Many aspects of the situation we face today are not without parallel. In this sermon we go back almost three millennia, at least 2700 years, seeking answers. We begin by noticing: matters between God and his people had deteriorated into virtual nothingness.
It had not always been so. Relationship had been at its finest. But now it was gone. Oh, for the good old days, when God was really present, when God alone was sufficient.

Background
Biblical. Five chapters in Exodus detail the tent of meeting. We also remember the alternate meeting tent outside the camp. What is this? Here is the declaration that God will indeed be God, and claim his people. The relationship is challenged but maintained in Exodus 32. But the honeymoon is very brief.
In the flaming words of God's prophets 1000 years later, the question is posed: will God still keep his appointment, maintain his presence with a people apostate and unreliable? Is the relationship dependent on human capacity and perfection? Is the relationship dependent upon human power or God's nature? Can God's nature within us, and relationship with divinity, be maintained despite our frailty?
Indeed, grace is met at the meeting, that is the point. God's presence is real. We have an appointment at a meeting where grace meets even sinful, powerless people. But--it is one thing to affirm it and another to practice it.

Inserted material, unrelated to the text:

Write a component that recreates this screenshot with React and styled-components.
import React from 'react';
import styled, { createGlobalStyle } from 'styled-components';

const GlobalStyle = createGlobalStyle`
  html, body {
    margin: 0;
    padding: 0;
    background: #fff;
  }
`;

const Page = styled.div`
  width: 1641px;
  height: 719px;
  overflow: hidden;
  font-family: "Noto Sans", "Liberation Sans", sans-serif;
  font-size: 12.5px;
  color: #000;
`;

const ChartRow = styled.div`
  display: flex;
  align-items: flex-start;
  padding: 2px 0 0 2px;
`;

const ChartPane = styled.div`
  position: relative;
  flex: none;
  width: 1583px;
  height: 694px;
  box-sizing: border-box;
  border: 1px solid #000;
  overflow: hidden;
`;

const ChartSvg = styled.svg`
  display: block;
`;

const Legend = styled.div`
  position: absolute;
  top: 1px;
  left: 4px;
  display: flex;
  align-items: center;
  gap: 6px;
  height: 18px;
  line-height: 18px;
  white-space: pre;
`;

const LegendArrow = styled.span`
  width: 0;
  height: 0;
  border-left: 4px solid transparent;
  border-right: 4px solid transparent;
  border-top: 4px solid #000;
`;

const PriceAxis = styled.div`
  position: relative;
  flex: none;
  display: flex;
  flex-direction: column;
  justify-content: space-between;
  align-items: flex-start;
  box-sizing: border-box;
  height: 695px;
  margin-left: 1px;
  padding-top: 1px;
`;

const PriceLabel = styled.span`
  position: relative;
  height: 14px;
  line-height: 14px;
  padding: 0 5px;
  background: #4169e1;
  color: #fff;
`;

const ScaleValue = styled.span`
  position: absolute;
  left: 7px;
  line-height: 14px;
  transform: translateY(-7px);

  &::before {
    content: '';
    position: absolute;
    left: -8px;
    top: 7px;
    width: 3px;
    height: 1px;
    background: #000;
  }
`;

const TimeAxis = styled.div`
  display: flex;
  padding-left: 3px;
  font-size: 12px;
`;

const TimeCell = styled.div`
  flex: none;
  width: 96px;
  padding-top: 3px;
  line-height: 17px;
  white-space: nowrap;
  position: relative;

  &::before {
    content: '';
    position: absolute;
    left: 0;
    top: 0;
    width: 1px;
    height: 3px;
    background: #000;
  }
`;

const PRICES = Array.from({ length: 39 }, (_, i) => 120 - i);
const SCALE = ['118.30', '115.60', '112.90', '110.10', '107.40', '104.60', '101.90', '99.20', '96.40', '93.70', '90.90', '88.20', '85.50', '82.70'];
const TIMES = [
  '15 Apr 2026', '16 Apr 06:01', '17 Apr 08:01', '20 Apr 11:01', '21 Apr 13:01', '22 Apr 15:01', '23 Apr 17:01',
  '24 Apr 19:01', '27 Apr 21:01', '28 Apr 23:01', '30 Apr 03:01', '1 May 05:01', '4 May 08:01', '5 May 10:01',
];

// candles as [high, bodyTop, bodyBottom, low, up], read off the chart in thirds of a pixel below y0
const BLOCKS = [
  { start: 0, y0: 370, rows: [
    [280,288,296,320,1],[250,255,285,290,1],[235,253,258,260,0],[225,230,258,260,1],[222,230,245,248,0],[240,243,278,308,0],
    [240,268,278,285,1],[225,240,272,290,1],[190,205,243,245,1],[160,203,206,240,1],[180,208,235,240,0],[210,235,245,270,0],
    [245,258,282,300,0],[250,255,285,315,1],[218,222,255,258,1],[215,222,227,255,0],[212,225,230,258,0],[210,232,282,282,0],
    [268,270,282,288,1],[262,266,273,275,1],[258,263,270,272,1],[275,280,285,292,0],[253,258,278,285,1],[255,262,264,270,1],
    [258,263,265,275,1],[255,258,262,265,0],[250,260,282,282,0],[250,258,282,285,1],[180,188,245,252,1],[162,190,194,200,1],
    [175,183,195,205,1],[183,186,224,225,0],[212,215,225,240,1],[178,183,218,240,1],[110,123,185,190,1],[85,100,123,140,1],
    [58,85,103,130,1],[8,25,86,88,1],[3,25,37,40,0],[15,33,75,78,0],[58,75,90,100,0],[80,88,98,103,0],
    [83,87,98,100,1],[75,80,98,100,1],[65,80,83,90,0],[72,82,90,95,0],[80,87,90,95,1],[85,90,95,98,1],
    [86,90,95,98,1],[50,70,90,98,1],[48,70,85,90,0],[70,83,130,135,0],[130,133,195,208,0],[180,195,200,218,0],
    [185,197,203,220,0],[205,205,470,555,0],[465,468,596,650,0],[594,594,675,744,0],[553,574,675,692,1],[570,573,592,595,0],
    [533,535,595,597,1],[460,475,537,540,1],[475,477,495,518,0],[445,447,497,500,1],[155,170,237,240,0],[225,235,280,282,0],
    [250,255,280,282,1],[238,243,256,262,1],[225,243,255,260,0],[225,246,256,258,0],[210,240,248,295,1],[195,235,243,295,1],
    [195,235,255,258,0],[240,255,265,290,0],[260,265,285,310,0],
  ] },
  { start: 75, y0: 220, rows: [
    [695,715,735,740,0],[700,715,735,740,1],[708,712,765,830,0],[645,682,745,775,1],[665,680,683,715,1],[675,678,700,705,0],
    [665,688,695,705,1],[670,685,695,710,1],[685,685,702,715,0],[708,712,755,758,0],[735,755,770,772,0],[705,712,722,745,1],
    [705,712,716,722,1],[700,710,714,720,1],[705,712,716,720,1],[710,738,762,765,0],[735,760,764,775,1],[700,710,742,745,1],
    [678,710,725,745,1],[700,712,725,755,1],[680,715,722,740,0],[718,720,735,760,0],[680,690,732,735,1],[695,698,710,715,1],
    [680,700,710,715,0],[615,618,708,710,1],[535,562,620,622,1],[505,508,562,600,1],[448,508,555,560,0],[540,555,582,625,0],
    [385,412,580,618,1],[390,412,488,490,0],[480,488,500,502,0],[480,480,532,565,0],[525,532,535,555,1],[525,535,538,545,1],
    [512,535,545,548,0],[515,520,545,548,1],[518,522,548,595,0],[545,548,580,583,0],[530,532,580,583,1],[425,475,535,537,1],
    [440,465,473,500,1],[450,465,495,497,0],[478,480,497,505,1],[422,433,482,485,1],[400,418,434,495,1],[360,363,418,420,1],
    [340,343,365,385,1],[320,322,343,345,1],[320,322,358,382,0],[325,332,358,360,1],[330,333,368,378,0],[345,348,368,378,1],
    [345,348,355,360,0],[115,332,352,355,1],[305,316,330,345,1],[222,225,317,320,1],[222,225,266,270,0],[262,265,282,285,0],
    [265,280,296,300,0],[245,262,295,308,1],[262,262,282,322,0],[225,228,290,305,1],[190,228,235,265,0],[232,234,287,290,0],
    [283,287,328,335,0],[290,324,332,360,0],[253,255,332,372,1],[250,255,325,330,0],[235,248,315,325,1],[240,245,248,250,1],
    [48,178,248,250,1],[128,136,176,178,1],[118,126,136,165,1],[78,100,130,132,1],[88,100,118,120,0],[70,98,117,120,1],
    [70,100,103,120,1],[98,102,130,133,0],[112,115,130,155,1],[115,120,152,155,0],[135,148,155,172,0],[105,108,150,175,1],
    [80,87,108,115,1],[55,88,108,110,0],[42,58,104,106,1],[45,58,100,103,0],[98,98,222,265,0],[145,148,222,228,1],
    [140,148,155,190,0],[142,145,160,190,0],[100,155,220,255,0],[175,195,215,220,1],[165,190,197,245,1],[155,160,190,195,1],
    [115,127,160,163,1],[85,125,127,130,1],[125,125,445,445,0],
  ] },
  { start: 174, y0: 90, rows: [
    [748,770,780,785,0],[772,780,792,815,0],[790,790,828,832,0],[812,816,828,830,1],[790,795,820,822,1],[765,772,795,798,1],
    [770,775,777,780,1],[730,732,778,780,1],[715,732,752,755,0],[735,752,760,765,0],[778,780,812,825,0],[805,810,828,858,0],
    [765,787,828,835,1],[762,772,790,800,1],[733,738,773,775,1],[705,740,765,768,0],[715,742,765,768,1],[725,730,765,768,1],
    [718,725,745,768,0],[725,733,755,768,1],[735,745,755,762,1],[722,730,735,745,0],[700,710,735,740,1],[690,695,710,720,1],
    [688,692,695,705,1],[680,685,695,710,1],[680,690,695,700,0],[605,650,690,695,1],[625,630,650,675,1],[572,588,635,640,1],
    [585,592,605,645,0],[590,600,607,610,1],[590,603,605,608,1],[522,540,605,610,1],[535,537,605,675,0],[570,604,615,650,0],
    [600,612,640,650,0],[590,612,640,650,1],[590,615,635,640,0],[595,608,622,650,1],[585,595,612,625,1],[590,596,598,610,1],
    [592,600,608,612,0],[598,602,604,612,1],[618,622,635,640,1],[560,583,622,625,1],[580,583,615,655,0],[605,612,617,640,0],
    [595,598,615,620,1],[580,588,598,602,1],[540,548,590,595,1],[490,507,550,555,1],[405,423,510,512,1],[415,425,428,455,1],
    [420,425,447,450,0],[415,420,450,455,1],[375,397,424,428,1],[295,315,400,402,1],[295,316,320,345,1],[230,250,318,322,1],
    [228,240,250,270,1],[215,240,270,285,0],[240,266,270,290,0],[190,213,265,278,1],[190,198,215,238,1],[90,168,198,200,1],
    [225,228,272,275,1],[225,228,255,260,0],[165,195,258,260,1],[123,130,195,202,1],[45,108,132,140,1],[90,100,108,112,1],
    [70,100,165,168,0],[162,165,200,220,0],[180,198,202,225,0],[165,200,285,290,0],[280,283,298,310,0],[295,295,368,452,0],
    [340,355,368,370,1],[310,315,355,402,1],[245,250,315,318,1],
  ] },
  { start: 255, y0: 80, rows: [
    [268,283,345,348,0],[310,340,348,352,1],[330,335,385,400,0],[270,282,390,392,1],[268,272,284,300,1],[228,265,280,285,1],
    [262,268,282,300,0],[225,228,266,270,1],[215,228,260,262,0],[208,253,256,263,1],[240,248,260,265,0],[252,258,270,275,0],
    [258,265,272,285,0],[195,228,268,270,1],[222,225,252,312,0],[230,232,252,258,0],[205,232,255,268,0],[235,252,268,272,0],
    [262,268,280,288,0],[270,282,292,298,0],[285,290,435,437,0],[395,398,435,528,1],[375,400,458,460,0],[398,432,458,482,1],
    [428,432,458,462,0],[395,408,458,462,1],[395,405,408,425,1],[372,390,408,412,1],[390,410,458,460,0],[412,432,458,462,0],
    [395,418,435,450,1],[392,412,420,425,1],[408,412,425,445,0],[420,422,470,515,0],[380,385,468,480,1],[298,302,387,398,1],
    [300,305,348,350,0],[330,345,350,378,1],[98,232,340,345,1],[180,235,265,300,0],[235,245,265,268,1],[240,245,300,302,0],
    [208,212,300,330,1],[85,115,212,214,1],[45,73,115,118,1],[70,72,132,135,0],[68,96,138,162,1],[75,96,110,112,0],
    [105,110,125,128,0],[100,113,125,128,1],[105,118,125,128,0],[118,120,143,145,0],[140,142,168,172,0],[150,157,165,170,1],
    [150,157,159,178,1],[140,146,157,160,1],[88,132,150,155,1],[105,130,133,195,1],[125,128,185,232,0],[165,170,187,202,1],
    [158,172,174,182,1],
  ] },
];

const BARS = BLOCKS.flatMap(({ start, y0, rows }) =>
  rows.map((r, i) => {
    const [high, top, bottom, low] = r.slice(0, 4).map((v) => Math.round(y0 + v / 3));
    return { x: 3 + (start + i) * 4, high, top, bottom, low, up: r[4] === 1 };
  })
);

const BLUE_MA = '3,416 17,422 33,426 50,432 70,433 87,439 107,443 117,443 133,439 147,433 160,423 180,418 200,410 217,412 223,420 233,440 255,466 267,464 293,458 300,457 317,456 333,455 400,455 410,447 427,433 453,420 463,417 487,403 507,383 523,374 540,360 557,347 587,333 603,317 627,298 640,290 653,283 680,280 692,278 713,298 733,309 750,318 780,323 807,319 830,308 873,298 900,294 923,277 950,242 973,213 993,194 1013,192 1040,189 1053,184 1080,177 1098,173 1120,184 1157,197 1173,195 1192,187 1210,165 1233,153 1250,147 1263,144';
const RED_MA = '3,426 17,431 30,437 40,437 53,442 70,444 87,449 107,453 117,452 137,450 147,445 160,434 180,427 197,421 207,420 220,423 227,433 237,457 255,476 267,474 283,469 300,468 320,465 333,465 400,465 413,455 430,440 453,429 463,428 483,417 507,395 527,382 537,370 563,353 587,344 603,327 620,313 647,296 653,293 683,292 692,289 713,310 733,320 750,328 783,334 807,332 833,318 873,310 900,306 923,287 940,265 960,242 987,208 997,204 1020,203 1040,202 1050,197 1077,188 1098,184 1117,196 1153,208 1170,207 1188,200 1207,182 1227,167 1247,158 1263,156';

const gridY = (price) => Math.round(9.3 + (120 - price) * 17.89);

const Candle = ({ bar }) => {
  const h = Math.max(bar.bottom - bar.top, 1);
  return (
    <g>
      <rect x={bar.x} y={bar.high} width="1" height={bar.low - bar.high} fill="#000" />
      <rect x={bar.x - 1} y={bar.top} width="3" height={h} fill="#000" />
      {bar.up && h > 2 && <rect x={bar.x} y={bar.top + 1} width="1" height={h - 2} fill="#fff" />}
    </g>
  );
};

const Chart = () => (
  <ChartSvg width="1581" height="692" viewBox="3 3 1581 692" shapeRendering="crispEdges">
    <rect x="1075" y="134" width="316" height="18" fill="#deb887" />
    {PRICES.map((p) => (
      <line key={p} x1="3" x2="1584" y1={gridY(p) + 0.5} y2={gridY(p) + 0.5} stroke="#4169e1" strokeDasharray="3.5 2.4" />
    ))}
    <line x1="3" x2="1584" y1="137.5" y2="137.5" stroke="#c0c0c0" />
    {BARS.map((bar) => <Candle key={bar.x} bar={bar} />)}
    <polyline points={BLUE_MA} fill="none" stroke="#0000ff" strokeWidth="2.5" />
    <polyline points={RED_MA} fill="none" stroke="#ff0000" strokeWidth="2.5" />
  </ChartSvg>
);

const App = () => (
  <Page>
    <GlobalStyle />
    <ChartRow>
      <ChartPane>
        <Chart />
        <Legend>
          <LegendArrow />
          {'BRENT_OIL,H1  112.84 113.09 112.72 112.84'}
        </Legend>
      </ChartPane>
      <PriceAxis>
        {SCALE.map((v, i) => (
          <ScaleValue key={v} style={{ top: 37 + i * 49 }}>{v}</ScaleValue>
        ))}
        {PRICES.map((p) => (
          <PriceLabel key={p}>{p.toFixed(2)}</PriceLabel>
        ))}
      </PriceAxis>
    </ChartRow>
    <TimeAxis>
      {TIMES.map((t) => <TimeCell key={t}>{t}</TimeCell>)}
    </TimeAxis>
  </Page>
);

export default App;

Historical. Such was the experience of our forefathers, the pioneers of faith, the consistent commitment to meeting. Meeting that handles life which is riddled with holes and gaps. At the meeting--everything is alright. Life is reoriented, right side up when the meeting is over. So we understand some of the dogged loyalty of those who have been more consistent in the meeting than many of today's Christians. And something of what we have done to worship is to blame. God too little in view, focused on horizontal fellowship, meetings with one another, meetings with our group, meetings with our friends, specialized meetings, as though the meetings depend on some outward circumstance rather than the presence of God.